2.133 The committee reiterates its preference that delegations of administrative power be confined to the holders of nominated offices or members of the Senior Executive Service or, alternatively, a limit is set on the scope and type of powers that might be delegated. While the committee notes the Minister's advice as to how it is intended this power will be exercised, there is nothing on the face of the bill to limit it in the way set out in the response.
2.134 The committee requests that the key information provided by the Minister be included in the explanatory memorandum, noting the importance of these documents as a point of access to understanding the law and, if needed, as extrinsic material to assist with interpretation (see section 15AB of the Acts Interpretation Act 1901).

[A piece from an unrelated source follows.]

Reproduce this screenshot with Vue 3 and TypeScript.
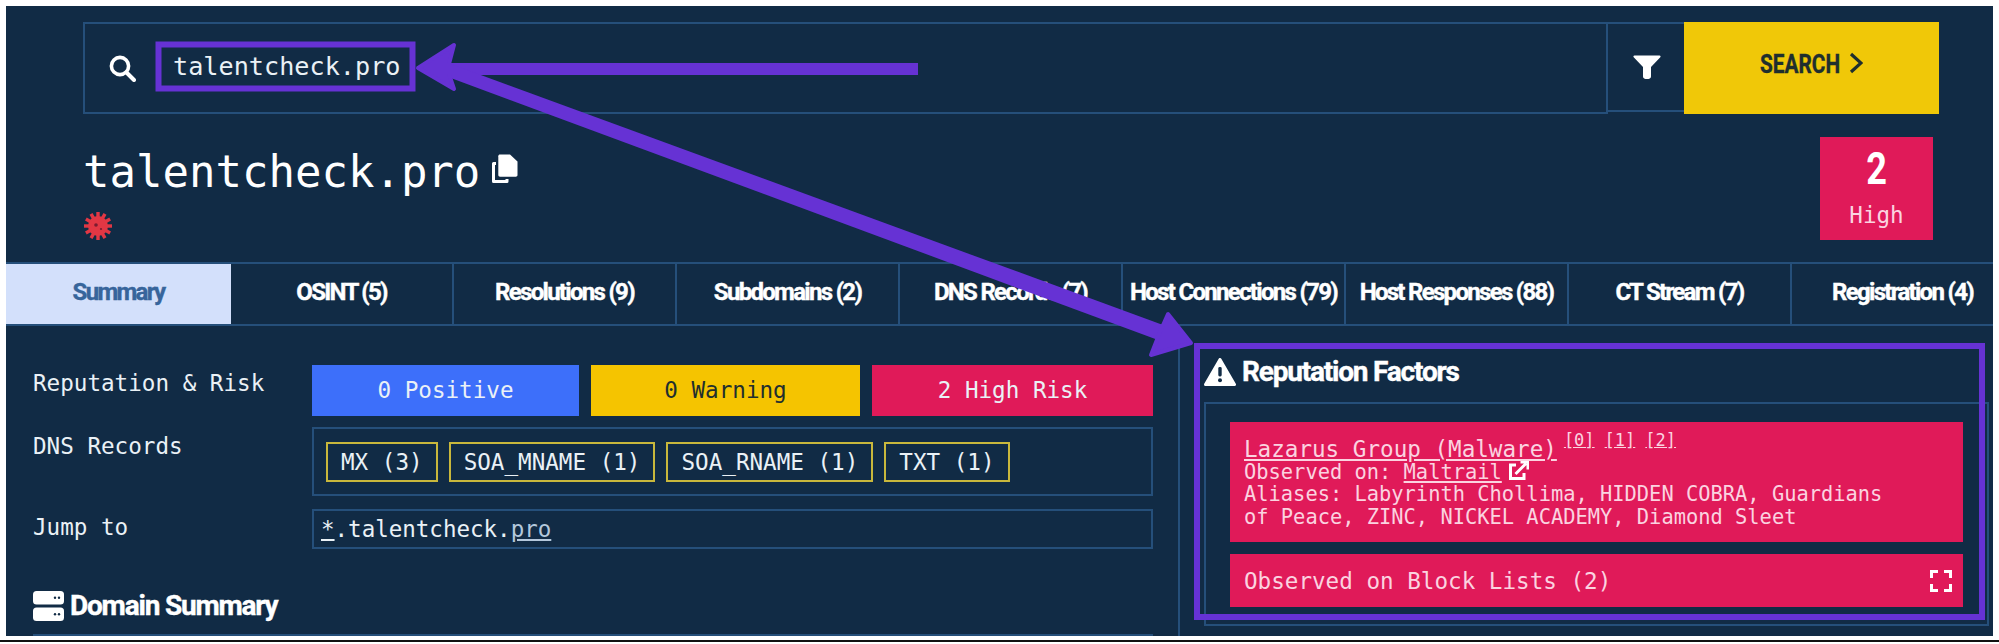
<script setup lang="ts">
const tabs = [
  'Summary',
  'OSINT (5)',
  'Resolutions (9)',
  'Subdomains (2)',
  'DNS Records (7)',
  'Host Connections (79)',
  'Host Responses (88)',
  'CT Stream (7)',
  'Registration (4)',
]
const chips = ['MX (3)', 'SOA_MNAME (1)', 'SOA_RNAME (1)', 'TXT (1)']
const spikes = [0, 30, 60, 90, 120, 150]
</script>

<template>
  <div class="page">
    <div class="panel">
      <div class="search-row">
        <div class="search-input">
          <svg class="ico-search" viewBox="0 0 27 27">
            <circle cx="11" cy="11" r="8.6" fill="none" stroke="#fff" stroke-width="3.6" />
            <path d="M17.5 17.5 25 25" stroke="#fff" stroke-width="4" stroke-linecap="round" />
          </svg>
          <span class="search-text">talentcheck.pro</span>
        </div>
        <div class="search-filter">
          <svg class="ico-filter" viewBox="0 0 28 24">
            <path d="M1.5 0.5h25c1 0 1.400 1 .8 1.800L18 12v9.500c0 2-1.800 2.500-4 2.500s-4-.5-4-2.500V12L.7 2.300C.1 1.500.5.5 1.500.5z" fill="#fff" />
          </svg>
        </div>
        <div class="search-btn">
          <span class="search-label">SEARCH</span>
          <svg class="ico-chevron" viewBox="0 0 14 22">
            <path d="M2 2l10 9-10 9" fill="none" stroke="#1f2f2e" stroke-width="3.2" />
          </svg>
        </div>
      </div>

      <div class="head">
        <div class="head-left">
          <div class="title-line">
            <h1 class="title">talentcheck.pro</h1>
            <svg class="ico-copy" viewBox="0 0 27 30">
              <path d="M5 9.5H2.5v18h13.5v-2.5" fill="none" stroke="#fff" stroke-width="3" stroke-linejoin="round" />
              <path d="M9 0.5h10l7.500 7V21c0 1-.8 1.700-1.700 1.700H9c-1 0-1.700-.7-1.700-1.700V2.200C7.300 1.200 8 .5 9 .5z" fill="#fff" />
            </svg>
          </div>
          <svg class="ico-bug" viewBox="0 0 30 30">
            <g stroke="#e23744" stroke-width="3.4">
              <line v-for="a in spikes" :key="a" x1="15" y1="1" x2="15" y2="29" :transform="`rotate(${a} 15 15)`" />
            </g>
            <circle cx="15" cy="15" r="10" fill="#e23744" />
            <circle cx="13" cy="14" r="1.800" fill="#7a1c30" />
            <circle cx="18" cy="18" r="1.100" fill="#7a1c30" />
          </svg>
        </div>
        <div class="score">
          <div class="score-num">2</div>
          <div class="score-label">High</div>
        </div>
      </div>

      <div class="tabs">
        <div v-for="(t, i) in tabs" :key="t" class="tab" :class="{ active: i === 0 }">{{ t }}</div>
      </div>

      <div class="body">
        <div class="left">
          <div class="row row-rep">
            <div class="label">Reputation &amp; Risk</div>
            <div class="risk">
              <div class="risk-item blue">0 Positive</div>
              <div class="risk-item yellow">0 Warning</div>
              <div class="risk-item red">2 High Risk</div>
            </div>
          </div>
          <div class="row row-dns">
            <div class="label">DNS Records</div>
            <div class="chips">
              <span v-for="c in chips" :key="c" class="chip">{{ c }}</span>
            </div>
          </div>
          <div class="row row-jump">
            <div class="label">Jump to</div>
            <div class="jump"><u>*</u>.talentcheck.<u class="tld">pro</u></div>
          </div>
          <div class="section-head">
            <svg class="ico-server" viewBox="0 0 31 30">
              <rect x="0" y="0" width="31" height="13.500" rx="3.500" fill="#fff" />
              <rect x="0" y="16.500" width="31" height="13.500" rx="3.500" fill="#fff" />
              <g fill="#112b45">
                <circle cx="22" cy="6.700" r="1.200" /><circle cx="26" cy="6.700" r="1.200" />
                <circle cx="22" cy="23.200" r="1.200" /><circle cx="26" cy="23.200" r="1.200" />
              </g>
            </svg>
            <h2 class="section-title">Domain Summary</h2>
          </div>
        </div>

        <div class="right">
          <div class="factors-head">
            <svg class="ico-warn" viewBox="0 0 32 28">
              <path d="M16 1.500 30.500 26.500H1.500z" fill="#fff" stroke="#fff" stroke-width="3" stroke-linejoin="round" />
              <rect x="14.300" y="9" width="3.400" height="9.500" rx="1.400" fill="#112b45" />
              <circle cx="16" cy="22.300" r="2" fill="#112b45" />
            </svg>
            <h2 class="section-title">Reputation Factors</h2>
          </div>
          <div class="factors">
            <div class="factor">
              <div class="factor-title">
                <u>Lazarus Group (Malware)</u>
                <sup class="refs"><u>[0]</u><u>[1]</u><u>[2]</u></sup>
              </div>
              <div>Observed on: <u>Maltrail</u>
                <svg class="ico-ext" viewBox="0 0 21 20">
                  <path d="M8 4H2.500v13.500H16V12" fill="none" stroke="#fff" stroke-width="3" />
                  <path d="M7.500 13 18 2.500M12.500 1H20v7.500" fill="none" stroke="#fff" stroke-width="3" />
                </svg>
              </div>
              <div>Aliases: Labyrinth Chollima, HIDDEN COBRA, Guardians<br />of Peace, ZINC, NICKEL ACADEMY, Diamond Sleet</div>
            </div>
            <div class="blocklists">
              <span>Observed on Block Lists (2)</span>
              <svg class="ico-expand" viewBox="0 0 22 22">
                <path d="M1.500 8V1.500H8M14 1.500h6.500V8M20.500 14v6.500H14M8 20.500H1.500V14" fill="none" stroke="#fff" stroke-width="3" />
              </svg>
            </div>
          </div>
        </div>
      </div>
    </div>
    <div class="rule"></div>

    <svg class="notes" viewBox="0 0 1999 644">
      <g fill="#6632d4" stroke="#6632d4">
        <rect x="158.500" y="44.500" width="254" height="44" fill="none" stroke-width="6" />
        <rect x="1197" y="346" width="785" height="271" fill="none" stroke-width="6" />
        <path d="M445 63H918V75H445z" stroke-width="0" />
        <path d="M440 60 1163 325 1158 340 440 74z" stroke-width="0" />
        <path d="M418 68 454 45 449 64V74L454 89z" stroke-width="4" stroke-linejoin="round" />
        <path d="M1191 343 1168 314 1160 332 1151 355z" stroke-width="4" stroke-linejoin="round" />
      </g>
    </svg>
  </div>
</template>

<style>
html, body {
  margin: 0;
  background: #fff;
}
</style>

<style scoped>
.page {
  position: relative;
  width: 1999px;
  height: 644px;
  overflow: hidden;
  background: #fff;
  padding-top: 6px;
  box-sizing: border-box;
  font-family: "DejaVu Sans Mono", monospace;
  color: #eaf1f6;
}
.panel {
  width: 1987px;
  height: 630px;
  margin-left: 6px;
  background: #112b45;
  overflow: hidden;
}
.rule {
  height: 2px;
  margin-top: 4px;
  background: #111;
}
.notes {
  position: absolute;
  left: 0;
  top: 0;
  width: 1999px;
  height: 644px;
  pointer-events: none;
}

.search-row {
  display: flex;
  height: 92px;
  margin: 16px 54px 0 77px;
}
.search-input {
  flex: 1;
  display: flex;
  align-items: flex-start;
  border: 2px solid #254f7a;
  padding: 31px 0 0 24px;
  box-sizing: border-box;
}
.ico-search {
  width: 27px;
  height: 27px;
  flex: none;
}
.search-text {
  margin-left: 37px;
  font-size: 25.2px;
  line-height: 23px;
}
.search-filter {
  width: 76px;
  height: 90px;
  border-top: 2px solid #254f7a;
  border-bottom: 2px solid #254f7a;
  box-sizing: border-box;
  padding: 31px 0 0 25px;
}
.ico-filter {
  display: block;
  width: 28px;
  height: 24px;
}
.search-btn {
  width: 255px;
  height: 92px;
  background: #f0c808;
  display: flex;
  align-items: flex-start;
  padding: 27px 0 0 76px;
  box-sizing: border-box;
}
.search-label {
  font-family: Roboto, sans-serif;
  font-weight: 700;
  font-size: 26px;
  line-height: 30px;
  color: #1f2f2e;
  transform: scaleX(0.8);
  transform-origin: left center;
  width: 79px;
  -webkit-text-stroke: 0.4px #1f2f2e;
}
.ico-chevron {
  width: 14px;
  height: 22px;
  margin: 3px 0 0 10px;
}

.head {
  display: flex;
  justify-content: space-between;
  height: 148px;
  padding: 23px 60px 0 77px;
  box-sizing: border-box;
}
.title-line {
  display: flex;
  align-items: flex-start;
  height: 48px;
  margin-top: 9px;
}
.title {
  margin: 0;
  font-weight: 400;
  font-size: 44px;
  line-height: 51px;
  color: #fff;
}
.ico-copy {
  width: 27px;
  height: 30px;
  margin: 8px 0 0 11px;
}
.ico-bug {
  display: block;
  width: 30px;
  height: 30px;
  margin-top: 17px;
}
.score {
  width: 113px;
  height: 103px;
  background: #e01a59;
  text-align: center;
}
.score-num {
  margin-top: 6px;
  font-family: Roboto, sans-serif;
  font-weight: 700;
  font-size: 44px;
  line-height: 52px;
  color: #fff;
  transform: scaleX(0.82);
}
.score-label {
  font-size: 22.6px;
  line-height: 28px;
  margin-top: 6px;
  color: #fbd3e0;
}

.tabs {
  display: flex;
  height: 64px;
  border-top: 2px solid #254f7a;
  border-bottom: 2px solid #254f7a;
  box-sizing: border-box;
}
.tab {
  flex: 0 0 223px;
  box-sizing: border-box;
  border-right: 2px solid #254f7a;
  display: flex;
  align-items: center;
  justify-content: center;
  padding-bottom: 5px;
  white-space: nowrap;
  font-family: Roboto, sans-serif;
  font-weight: 700;
  font-size: 24px;
  letter-spacing: -1.7px;
  color: #fff;
  -webkit-text-stroke: 0.4px #fff;
}
.tab.active {
  flex-basis: 225px;
  background: #d3e0fb;
  color: #37659b;
  border-right: none;
  -webkit-text-stroke: 0.4px #37659b;
}

.body {
  display: flex;
  height: 310px;
}
.left {
  width: 1174px;
  box-sizing: border-box;
  padding: 39px 25px 0 27px;
  border-right: 2px solid #254f7a;
  flex: none;
}
.row {
  display: flex;
}
.label {
  flex: 0 0 279px;
  font-size: 22.6px;
  line-height: 28px;
}
.row-rep .label {
  padding-top: 4px;
}
.risk {
  flex: 1;
  display: flex;
  gap: 12px;
}
.risk-item {
  height: 51px;
  padding-bottom: 2px;
  box-sizing: border-box;
  display: flex;
  align-items: center;
  justify-content: center;
  font-size: 22.6px;
}
.risk-item.blue {
  flex: 0 0 267px;
  background: #3d6ffa;
}
.risk-item.yellow {
  flex: 0 0 269px;
  background: #f5c400;
  color: #1f2f2e;
}
.risk-item.red {
  flex: 1;
  background: #e01a59;
}
.row-dns {
  margin-top: 11px;
}
.row-dns .label {
  padding-top: 5px;
}
.chips {
  flex: 1;
  height: 69px;
  border: 2px solid #254f7a;
  box-sizing: border-box;
  display: flex;
  gap: 11px;
  padding: 13px 12px;
}
.chip {
  height: 40px;
  box-sizing: border-box;
  border: 2px solid #c9b83c;
  padding: 0 13px;
  font-size: 22.6px;
  line-height: 36px;
}
.row-jump {
  margin-top: 13px;
}
.row-jump .label {
  padding-top: 4px;
}
.jump {
  flex: 1;
  height: 40px;
  border: 2px solid #254f7a;
  box-sizing: border-box;
  padding-left: 7px;
  font-size: 22.5px;
  line-height: 36px;
}
.tld {
  color: #b4c8dc;
}
.section-head {
  display: flex;
  align-items: center;
  gap: 6px;
  margin-top: 43px;
  height: 44px;
  padding-bottom: 14px;
  box-sizing: border-box;
  border-bottom: 2px solid #254f7a;
}
.section-title {
  margin: 0;
  font-family: Roboto, sans-serif;
  font-weight: 700;
  font-size: 28px;
  line-height: 30px;
  letter-spacing: -1.2px;
  color: #fff;
  -webkit-text-stroke: 0.4px #fff;
}
.ico-server {
  width: 31px;
  height: 30px;
  flex: none;
}

.right {
  flex: 1;
  padding: 31px 0 0 24px;
  min-width: 0;
}
.factors-head {
  display: flex;
  align-items: center;
  gap: 6px;
  height: 30px;
}
.ico-warn {
  width: 32px;
  height: 28px;
}
.factors {
  margin-top: 15px;
  border: 2px solid #254f7a;
  box-sizing: border-box;
  width: 785px;
  height: 224px;
  padding: 18px 24px 0 24px;
}
.factor {
  height: 120px;
  box-sizing: border-box;
  padding: 15px 14px 0;
  background: #e01a59;
  color: #fbd3e0;
  font-size: 20.4px;
  line-height: 22.4px;
}
.factor-title {
  font-size: 22.6px;
  line-height: 24px;
}
.refs {
  font-size: 17px;
  line-height: 0;
  vertical-align: 11px;
  margin-left: 7px;
}
.refs u {
  margin-right: 10px;
}
.ico-ext {
  width: 21px;
  height: 20px;
  vertical-align: -2px;
  margin-left: 6px;
}
.blocklists {
  margin-top: 12px;
  height: 53px;
  background: #e01a59;
  color: #fbd3e0;
  display: flex;
  align-items: center;
  justify-content: space-between;
  padding: 0 11px 0 14px;
  font-size: 22.6px;
}
.ico-expand {
  width: 22px;
  height: 22px;
}
</style>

2.135 The committee draws its scrutiny concerns to the attention of Senators and leaves to the Senate as a whole the appropriateness of enabling all of the Minister's powers and functions to be delegated to Executive Level 2 employees.
[16] Schedule 1, item 6, subsection 32(1).
[17] See the Department of the Environment and Energy's Cost Recovery Implementation Statement, approved by Minister Hunt on 27 April 2016, at http://www.environment.gov.au/about-us/accountabilityreporting/cost-recovery.
[18] Department of Finance, Australian Government Cost Recovery Guidelines, Resource Management Guide No. 304, July 2014 - Third edition, p. 7.
[19] Schedule 1, item 7, proposed new subsection 32(7).
[20] Schedule 1, item 14, section 60.